The June quarter 2026 report devoted its focus section to psychosocial hazards – aspects of work that have the potential to cause psychological harm – an area of growing legislative scrutiny across Australian workplaces.

Job demands and workload pressures remain the leading cause of psychosocial complaints for the second consecutive year, cited by 23 per cent of employers. Poor workplace relationships (22 per cent), lack of role clarity (19 per cent) and poor support (17 per cent) round out the top four risk factors.

McCann-Bartlett flagged the interaction between current workforce strategies and psychosocial risk as a critical issue for HR leaders.

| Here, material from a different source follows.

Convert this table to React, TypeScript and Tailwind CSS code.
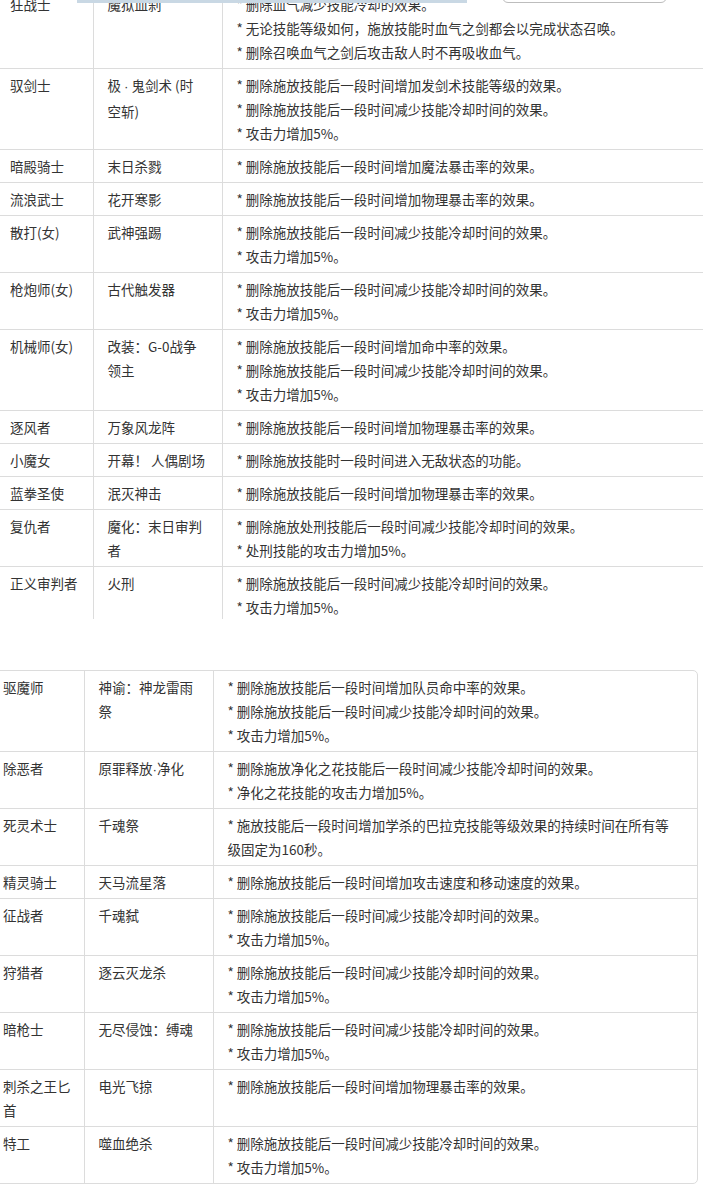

"Against the backdrop of muted hiring activity and reduced reliance on contractors, a key risk for employers is that job demands and workload pressures increase in the months ahead. This reinforces why employers must remain committed to improving employee engagement and developing internal talent."

The engagement dimension carries broader urgency. Global employee engagement dropped to its lowest level since 2020 – hitting just 20 per cent in 2025 – according to Gallup's 2026 State of the Global Workplace report, with managers identified as the strongest driver of that decline. Australian HR leaders are navigating this deterioration at the same moment internal workloads are rising, making the collapse in global employee engagement a direct warning for local people leaders.

There are some positive signs. The proportion of organisations reporting no psychosocial claims or complaints in the past 12 months rose from 20 per cent in 2024 to 30 per cent in 2026, and complaints related to remote or isolated work fell from 17 per cent to 13 per cent – an indication that flexible and hybrid working arrangements have stabilised.

However, most organisations report being only "somewhat prepared" to manage psychosocial hazards. Interventions tend to concentrate on flexible working (33 per cent) and work-life balance initiatives (32 per cent) rather than addressing underlying drivers such as job design, workload management and leadership capability. Just 21 per cent of organisations report making changes to work organisation or job design to improve psychosocial safety.